La breve morada del general Villa

Ariel Gutiérrez Cabello 

Aquel año de 1914, Saltillo aún era una ciudad con bordes definidos. El norte se acababa en la calle de Luz —hoy Ramón Corona—, y más allá solo había campo, huertas y nubes bajas. En la esquina de Allende y Juan Álvarez, donde el aire todavía olía a leña y a cocina de patio, se levantaba la casa de don Agustín Rodríguez y doña Tulitas, su esposa.

Era una casona elegante, de muebles traídos de Europa, vitrinas con porcelana, y manteles bordados por manos saltillenses. En ella vivían la abundancia rural y la hospitalidad doméstica. Las cosechas de don Agustín —dueño de haciendas como Cuautla, La Majada y La Tinaja— se medían en burros: más de cien llegaban cada día a la ciudad cargados de maíz.

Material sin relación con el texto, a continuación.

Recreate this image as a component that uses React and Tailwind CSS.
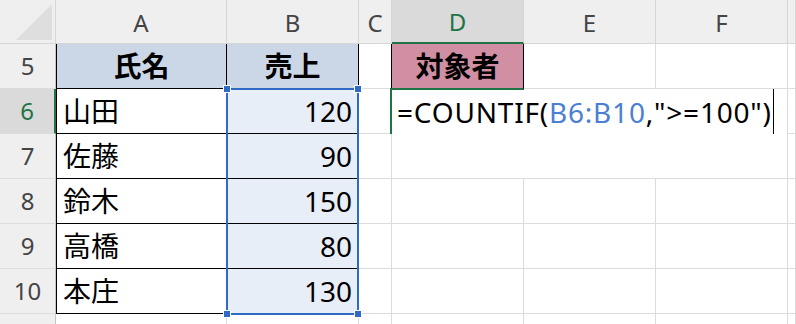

Por eso sorprendió, y no tanto, que en medio de los sobresaltos de la Revolución, esa casa refinada abriera sus puertas al más temido de los jefes revolucionarios: Francisco Villa.

El general había entrado en Saltillo con su División del Norte, y por recomendación de Venustiano Carranza —ese coahuilense que a veces lo respaldaba y a veces lo quería lejos— se le buscó un sitio digno donde hospedarse. El ofrecimiento vino del licenciado Jesús Acuña Narro, yerno de don Agustín, quien acompañó a Villa hasta la casa familiar de su esposa Enriqueta.

Villa entró escoltado por sus Dorados, que quedaron apostados en la acera como centinelas de un palacio improvisado. La señora de la casa, doña Tulitas, no se intimidó. Mandó alistar la mejor habitación: cama con sábanas de lino, colcha tejida a mano, y un silencio respetuoso que parecía envolver toda la casa.

No escatimó en la cocina. Preparó cabrito en fritada, huevos rancheros, enchiladas humeantes y un caldo robusto, de esos que curan el alma. Pero lo que verdaderamente conquistó al general no fue la pólvora ni el protocolo: fue un platón de arroz con leche, decorado con canela, pasas, almendras doradas y una flor de geranio. En el centro, escrito con confites y hojas de naranjo, podía leerse: “Al vencedor de Torreón”.

Durante algunos días, Villa habitó esa casa como si fuera un obispo de armas o un emperador rural. Se le trató con decoro, se le sirvió con esmero, y se le permitió descansar, aunque fuera brevemente, del fragor de la guerra.

Luego se marchó. Cambió la casa de los Rodríguez-Morales por la de don Francisco Arizpe Ramos, al norte de la Catedral. Pero dejó atrás una estampa inolvidable: la de un caudillo rudo, temido y errante, acogido por la calidez doméstica de una familia saltillense.

Fue una visita breve, casi un suspiro. Pero como muchas cosas en la historia de Saltillo, bastó con eso para dejar huella.